Des poilus de 1914 qui reviennent d’outre-tombe pour témoigner de leur guerre à ces golden boys qui ne comprennent pas que l’on puisse remettre en question les machines, c’est toute l’histoire du xxe siècle qui est englobée par cette mise en scène brillante comme un lent et inexorable mouvement d’extinction de la liberté. À l’aide d’accessoires employés avec pertinence (costumes sobres, argile, terre, lampions, ballons, masques), chaque scène crée une ambiance et des sentiments très marqués et très forts, de l’atmosphère tragique de la Grande Guerre à la bouffonnerie festive de la société de consommation. Quelques vidéos et extraits musicaux bien choisis permettent de souligner l’émotion (Symphonie nº 3 de Górecki), d’illustrer le propos (images d’archives) ou de le souligner ironiquement (musique d’une publicité pour un assureur bien connu…).

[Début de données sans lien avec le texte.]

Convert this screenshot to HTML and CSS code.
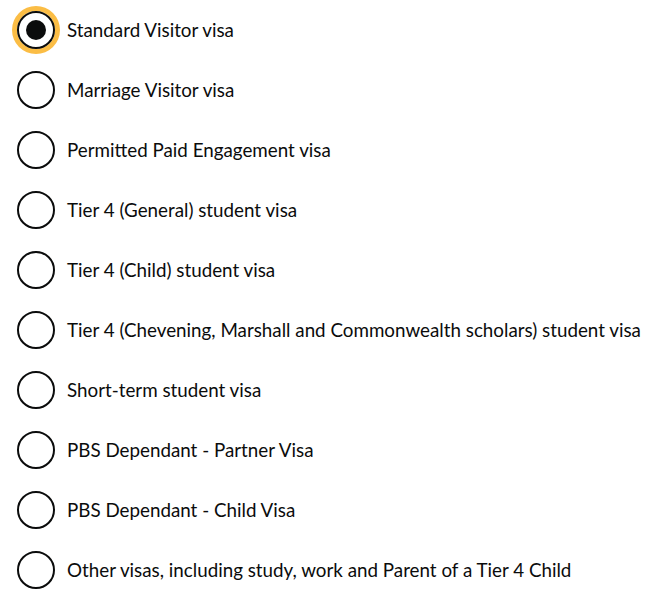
FILE: index.html
```html
<!DOCTYPE html>
<html>
<head>
<meta charset="utf-8">
<link rel="stylesheet" href="styles.css">
</head>
<body>
<div class="radios">
  <label class="radio"><span class="control checked focused"><span class="dot"></span></span><span class="label">Standard Visitor visa</span></label>
  <label class="radio"><span class="control"></span><span class="label">Marriage Visitor visa</span></label>
  <label class="radio"><span class="control"></span><span class="label">Permitted Paid Engagement visa</span></label>
  <label class="radio"><span class="control"></span><span class="label">Tier 4 (General) student visa</span></label>
  <label class="radio"><span class="control"></span><span class="label">Tier 4 (Child) student visa</span></label>
  <label class="radio"><span class="control"></span><span class="label">Tier 4 (Chevening, Marshall and Commonwealth scholars) student visa</span></label>
  <label class="radio"><span class="control"></span><span class="label">Short-term student visa</span></label>
  <label class="radio"><span class="control"></span><span class="label">PBS Dependant - Partner Visa</span></label>
  <label class="radio"><span class="control"></span><span class="label">PBS Dependant - Child Visa</span></label>
  <label class="radio"><span class="control"></span><span class="label">Other visas, including study, work and Parent of a Tier 4 Child</span></label>
</div>
</body>
</html>
```
FILE: styles.css
```css
html, body {
  margin: 0;
  padding: 0;
  background: #ffffff;
}
.radios {
  display: flex;
  flex-direction: column;
  padding-top: 0;
}
.radio {
  display: flex;
  align-items: center;
  height: 60px;
  font-family: Lato, "Noto Sans", sans-serif;
  font-size: 18.8px;
  color: #0b0c0c;
}
.control {
  box-sizing: border-box;
  width: 38px;
  height: 38px;
  margin-left: 17px;
  margin-right: 12px;
  margin-top: -1px;
  border: 2px solid #0b0c0c;
  border-radius: 50%;
  display: flex;
  align-items: center;
  justify-content: center;
  flex-shrink: 0;
}
.control.focused {
  box-shadow: 0 0 0 5px #fbbd45;
}
.dot {
  width: 20px;
  height: 20px;
  border-radius: 50%;
  background: #0b0c0c;
}
.label {
  line-height: 24px;
}
```
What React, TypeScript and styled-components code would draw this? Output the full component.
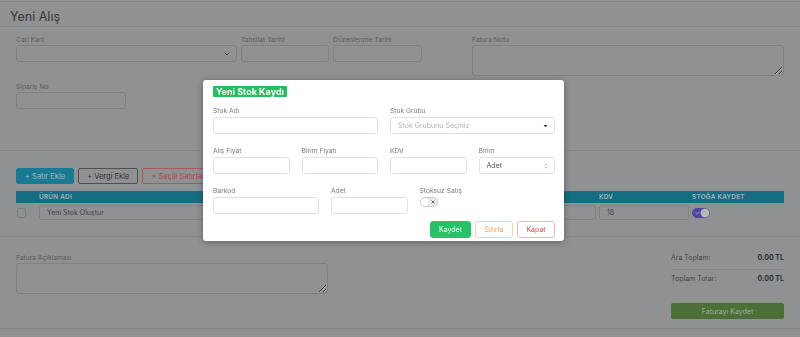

Mais tout cela aurait eu moins d’impact sans le talent de Samir Siad, qui endosse le rôle du coryphée avec une justesse et une implication en tous points remarquables. Lorsque, au début de la pièce, alors que la scène est plongée dans le noir, il commence à parler, il s’empare immédiatement de l’attention de la salle, et il ne la relâche plus, plus une seule seconde. Il pense le texte, il vit le texte. Il le recrée. Il l’incarne. Cette réussite est d’autant plus extraordinaire qu’à proprement parler il ne « joue » pas Bernanos : il ne cherche ni à l’imiter ni même à prendre une posture d’écrivain. Il se contente d’être son porte-parole, et s’efface derrière la parole qu’il délivre. C’est, à mes yeux, du grand art.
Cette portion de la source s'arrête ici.